How to make a Decision


When approached with a dilemma there is a systematic way to decide what to do. Especially when it comes to which task to prioritise 
 
My mentor taught me this technique back in 2013 when I was launching my first “proper” company. It was in a program set-up by Prince Charles to help young entrepreneurs start businesses. My mentor was taking about Eisenhower Decision Matrix. Fancy name right? Here is how it works. 
 
Every task falls under one of 4 categories:
Non important, non urgent
This is where most fun things are. For example, Gaming and Netflix.
 

Not important and not urgent

Not all urgent things are actually important. This category is actually the most distracting one. Because it’s urgent, our mind somehow thinks it’s also important. It usually isn’t. For example: Texts and WhatsApp messages. Unless they’re in a business environment, we really don’t need to worry about them if we have tasks from the next two categories

 
Important but not urgent

This is the golden category. The more we focus on these the more we get done. For example: Creating content, working on your business plan, marketing strategy, cleaning the kitchen, and the list goes on. If we do the tasks in these categories, nothing should ever get to the next category

 

Important and urgent

Emergencies. Tasks that don’t purposely find their way on to your calendar or to-do list. If anything comes under this category then you’re either about to make an immediate loss. That loss can be a physical injury or even monetary. For example: A fire, business/school/life deadlines that you left too late.
 

The rule

Always prioritise importance over urgency unless the task is important and urgent at the same time.

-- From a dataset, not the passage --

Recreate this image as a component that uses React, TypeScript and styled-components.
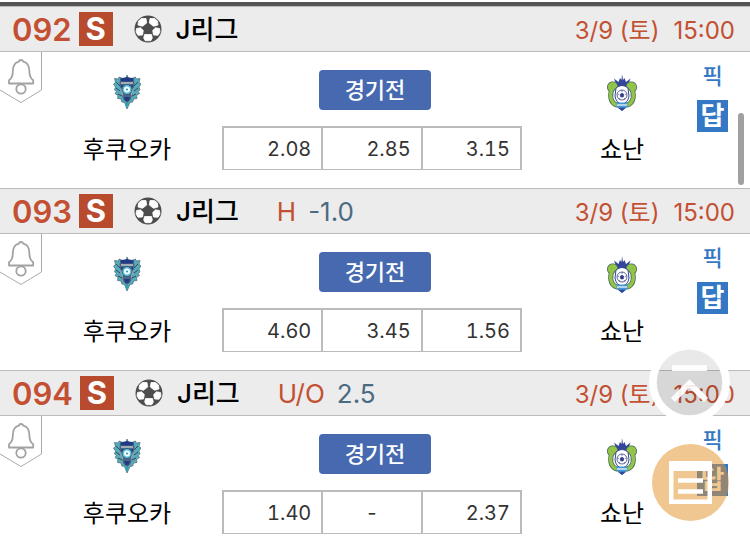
import React from "react";
import styled, { createGlobalStyle } from "styled-components";

const GlobalStyle = createGlobalStyle`
  * { box-sizing: border-box; }
  html { scrollbar-width: none; }
  body {
    margin: 0;
    background: #fff;
    color: #000;
    font-family: Inter, "Noto Sans CJK KR", sans-serif;
  }
  button { font: inherit; padding: 0; border: 0; background: none; cursor: pointer; }
`;

const Page = styled.main`
  padding-top: 2px;
`;

const TopRule = styled.div`
  height: 4px;
  background: #555;
`;

const GameHeader = styled.header`
  display: flex;
  align-items: center;
  height: 46px;
  padding: 0 15px 0 12px;
  background: #ececec;
  border-top: 1px solid #bbb;
  border-bottom: 1px solid #bbb;
  white-space: nowrap;
`;

const GameNumber = styled.span`
  font-size: 31px;
  font-weight: 600;
  color: #c35033;
`;

const SingleMark = styled.span`
  width: 34px;
  height: 34px;
  margin: 0 21px 0 7px;
  background: #b84a2d;
  color: #fff;
  font-size: 31px;
  font-weight: 700;
  line-height: 34px;
  text-align: center;
`;

const League = styled.h2`
  margin: 0 38px 0 14px;
  padding-top: 2px;
  font-size: 26px;
  font-weight: 500;
  line-height: 36px;
`;

const BetType = styled.span`
  margin-right: 12px;
  font-size: 26px;
  color: #c35033;
`;

const BetLine = styled.span`
  font-size: 26px;
  color: #4a6b82;
`;

const Kickoff = styled.time`
  display: flex;
  gap: 14px;
  margin-left: auto;
  padding-top: 4px;
  font-size: 24px;
  line-height: 36px;
  color: #c35033;
`;

const GameBody = styled.div`
  display: grid;
  grid-template-columns: 42px 180fr 300px 172fr 56px;
  height: 136px;
`;

const AlarmButton = styled.button`
  width: 42px;
  height: 52px;
  svg { display: block; }
`;

const Team = styled.div<{ $side: "home" | "away" }>`
  display: flex;
  flex-direction: column;
  align-items: center;
  padding: ${(p) => (p.$side === "home" ? "22px 10px 0 0" : "22px 0 0 28px")};
`;

const Crest = styled.div`
  height: 58px;
`;

const TeamName = styled.span`
  font-size: 24px;
  line-height: 36px;
  white-space: nowrap;
`;

const Center = styled.div`
  display: flex;
  flex-direction: column;
  align-items: center;
  padding-top: 18px;
  gap: 16px;
`;

const StatusButton = styled.button`
  width: 112px;
  height: 40px;
  margin-left: 6px;
  border-radius: 4px;
  background: #4769af;
  color: #fff;
  font-size: 22px;
  font-weight: 500;
  line-height: 40px;
`;

const OddsTable = styled.table`
  width: 100%;
  height: 44px;
  table-layout: fixed;
  border-collapse: separate;
  border-spacing: 0;
  border: solid #bbb;
  border-width: 2px 2px 1px 0;
`;

const Odd = styled.td<{ $empty: boolean }>`
  padding: ${(p) => (p.$empty ? "0" : "0 10px 0 0")};
  border-left: 2px solid #bbb;
  font-size: 20px;
  font-variant-numeric: tabular-nums;
  color: #333;
  text-align: ${(p) => (p.$empty ? "center" : "right")};
`;

const Picks = styled.div`
  display: flex;
  flex-direction: column;
  align-items: flex-start;
  padding: 8px 0 0 3px;
  gap: 8px;
`;

const PickButton = styled.button<{ $filled?: boolean }>`
  width: 31px;
  height: 32px;
  background: ${(p) => (p.$filled ? "#3478c5" : "transparent")};
  color: ${(p) => (p.$filled ? "#fff" : "#3478c5")};
  font-size: ${(p) => (p.$filled ? 26 : 22)}px;
  font-weight: ${(p) => (p.$filled ? 700 : 500)};
  line-height: 30px;
`;

const ScrollThumb = styled.div`
  position: fixed;
  top: 113px;
  right: 6px;
  width: 6px;
  height: 72px;
  border-radius: 3px;
  background: #a0a0a0;
`;

const FloatingButton = styled.button<{ $top?: boolean }>`
  position: fixed;
  right: ${(p) => (p.$top ? 20 : 21)}px;
  bottom: ${(p) => (p.$top ? 120 : 22)}px;
  width: ${(p) => (p.$top ? 81 : 77)}px;
  height: ${(p) => (p.$top ? 81 : 77)}px;
  border-radius: 50%;
  svg { display: block; }
`;

function BellTab() {
  return (
    <svg width="42" height="52" viewBox="0 0 42 52" fill="none">
      <path d="M41.5 0V38L21 50.5 0 38" stroke="#aaa" />
      <g stroke="#a2a2a2" strokeWidth="1.8" strokeLinejoin="round">
        <path d="M9 31.5V28.3Q12.8 25.6 12.8 19.5C12.8 13.5 15 10.6 18.8 9.7Q19.2 8 21 8T23.4 9.7C27.2 10.6 29.4 13.5 29.4 19.5Q29.4 25.6 33.2 28.3V31.5Z" />
        <circle cx="21" cy="37" r="4.7" />
      </g>
    </svg>
  );
}

function SoccerBall() {
  return (
    <svg width="28" height="28" viewBox="0 0 28 28">
      <circle cx="14" cy="14" r="13.5" fill="#4d4d4d" />
      <g fill="#fff" stroke="#fff" strokeWidth=".8" strokeLinejoin="round">
        <path d="M4.500 6 7.500 3.500 12 3.500 12.700 8 8.500 11.300 4 10Z" />
        <path d="M23.500 6 20.500 3.500 16 3.500 15.300 8 19.500 11.300 24 10Z" />
        <path d="M2.500 13.500 6.500 12.800 9.300 15.500 8.500 20 4 20.300 2 17Z" />
        <path d="M25.500 13.500 21.500 12.800 18.700 15.500 19.500 20 24 20.300 26 17Z" />
        <path d="M10.500 19.500h7l.800 3.500-1.500 2.700h-5.600L9.700 23Z" />
      </g>
    </svg>
  );
}

function HomeCrest() {
  return (
    <svg width="28" height="36" viewBox="0 0 28 36">
      <path d="M14 1 15.500 5l4-.800 3-1.200.500 2 4-.500-1 4 2 1.500-2 3 1 3-2 1.500 1.500 2-3 2 .500 3-3.500.500-.800 3-2.700.500L14 35l-2.500-6.500-2.700-.500L8 25l-3.500-.500.500-3-3-2 1.500-2-2-1.500 1-3-2-3 2-1.500-1-4 4 .500 .500-2 3 1.200 4 .800Z" fill="#55adba" stroke="#4c6475" strokeWidth=".7" />
      <path d="M7 5.500 14 4l7 1.500.500 4L20 18l-2.500 8-3.500 3-3.500-3L8 18 6.500 9.500Z" fill="#4f6480" />
      <path d="M7 4.500 14 3l7 1.500-1.500 3h-11ZM8 11l3 1-1 2-2-1ZM20 11l-3 1 1 2 2-1ZM11 23h6l-1.500 4h-3Z" fill="#213a86" />
      <path d="M8 8h12v2H8ZM7 14l3 1.500v7L8 18ZM21 14l-3 1.500v7l2-4.500Z" fill="#a3adb5" />
      <path d="m3 8 4 4M3 14l4 3M5 20l4 2M25 8l-4 4M25 14l-4 3M23 20l-4 2" fill="none" stroke="#34455c" />
      <circle cx="14" cy="15.500" r="5" fill="#63c0d8" stroke="#26618a" />
      <circle cx="14" cy="15.500" r="3" fill="#f1ffff" />
      <circle cx="14" cy="15.500" r="1" fill="#2990a8" />
      <path d="M12 29h4l-2 5Z" fill="#2ba7b4" />
    </svg>
  );
}

function AwayCrest() {
  return (
    <svg width="32" height="38" viewBox="0 0 32 38">
      <path d="M8 4.500 12.500 8 14 4l1.500 2L16 0l1 6 1.500-2 1.500 4 4.500-3.500-3 8H11Z" fill="#34469b" />
      <g fill="none" strokeLinecap="round">
        <path d="M10 13C9 8.500 3 9.500 3.500 13.500c.500 3 4.500 2 3.500 0C3 20 4 29 11 31M22 13c1-4.500 7-3.500 6.500.500-.500 3-4.500 2-3.500 0C29 20 28 29 21 31" stroke="#4a6a58" strokeWidth="5" />
        <path d="M10 13C9 8.500 3 9.500 3.500 13.500c.500 3 4.500 2 3.500 0C3 20 4 29 11 31M22 13c1-4.500 7-3.500 6.500.500-.500 3-4.500 2-3.500 0C29 20 28 29 21 31" stroke="#93c44a" strokeWidth="3.400" />
      </g>
      <path d="M10 14q6-5 12 0l1 8q-1 7-7 8-6-1-7-8Z" fill="#fff" stroke="#34469b" />
      <circle cx="16" cy="21" r="5" fill="#fff" stroke="#303e87" strokeWidth=".8" />
      <path d="m16 19 2 1.600-.8 2.400h-2.400l-.8-2.400ZM16 16v2M20.500 20l-1.500.500M11.500 20l1.500.500M14 24l-1 1.500M18 24l1 1.500" fill="#303e87" stroke="#303e87" strokeWidth=".6" />
      <path d="M10.500 28.500h11v4L16 37l-5.500-4.500Z" fill="#4596d4" />
      <path d="M11 31h10" stroke="#fff" strokeWidth="1.200" />
      <path d="M12 33.800 16 37l4-3.200Z" fill="#34469b" />
    </svg>
  );
}

interface Game {
  no: string;
  type?: string;
  line?: string;
  odds: string[];
}

const games: Game[] = [
  { no: "092", odds: ["2.08", "2.85", "3.15"] },
  { no: "093", type: "H", line: "-1.0", odds: ["4.60", "3.45", "1.56"] },
  { no: "094", type: "U/O", line: "2.5", odds: ["1.40", "-", "2.37"] },
];

function GameRow({ game }: { game: Game }) {
  return (
    <section>
      <GameHeader>
        <GameNumber>{game.no}</GameNumber>
        <SingleMark>S</SingleMark>
        <SoccerBall />
        <League>J리그</League>
        {game.type && <BetType>{game.type}</BetType>}
        {game.line && <BetLine>{game.line}</BetLine>}
        <Kickoff>
          <span>3/9 (토)</span>
          <span>15:00</span>
        </Kickoff>
      </GameHeader>
      <GameBody>
        <AlarmButton aria-label="알림"><BellTab /></AlarmButton>
        <Team $side="home">
          <Crest><HomeCrest /></Crest>
          <TeamName>후쿠오카</TeamName>
        </Team>
        <Center>
          <StatusButton>경기전</StatusButton>
          <OddsTable>
            <tbody>
              <tr>
                {game.odds.map((odd, i) => (
                  <Odd key={i} $empty={odd === "-"}>{odd}</Odd>
                ))}
              </tr>
            </tbody>
          </OddsTable>
        </Center>
        <Team $side="away">
          <Crest><AwayCrest /></Crest>
          <TeamName>쇼난</TeamName>
        </Team>
        <Picks>
          <PickButton>픽</PickButton>
          <PickButton $filled>답</PickButton>
        </Picks>
      </GameBody>
    </section>
  );
}

export default function App() {
  return (
    <>
      <GlobalStyle />
      <Page>
        <TopRule />
        {games.map((game) => <GameRow key={game.no} game={game} />)}
      </Page>
      <ScrollThumb />
      <FloatingButton $top aria-label="맨 위로">
        <svg width="81" height="81" viewBox="0 0 81 81" fill="none">
          <circle cx="40.500" cy="40.500" r="36.500" stroke="#fff" strokeWidth="8" />
          <circle cx="40.500" cy="40.500" r="33" fill="#000" fillOpacity=".085" />
          <path d="M23 26h35M24 58l16.500-16.500L57 58" stroke="#fff" strokeWidth="6" strokeOpacity=".9" />
        </svg>
      </FloatingButton>
      <FloatingButton aria-label="목록">
        <svg width="77" height="77" viewBox="0 0 77 77">
          <circle cx="38.500" cy="38.500" r="38.500" fill="#e29430" fillOpacity=".53" />
          <path fill="#fff" fillRule="evenodd" d="M17 17h43v43H17ZM21.500 27v28.500h34V27Z" />
          <path d="M26 36.500h25M26 47.500h25" stroke="#fff" strokeWidth="4.500" />
        </svg>
      </FloatingButton>
    </>
  );
}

If you let a task linger around too long in any category, it will upgrade itself to the next one. For example: taking a break to play some games is not important and not urgent. However, if you wait long enough it will become more and more urgent/important
 

So how to make a decision?

Step 1. Break down your options. Usually you will only have 2-3.

Step 2. Work out which option is more important (not urgent).

Step 3. Do the important tasks first.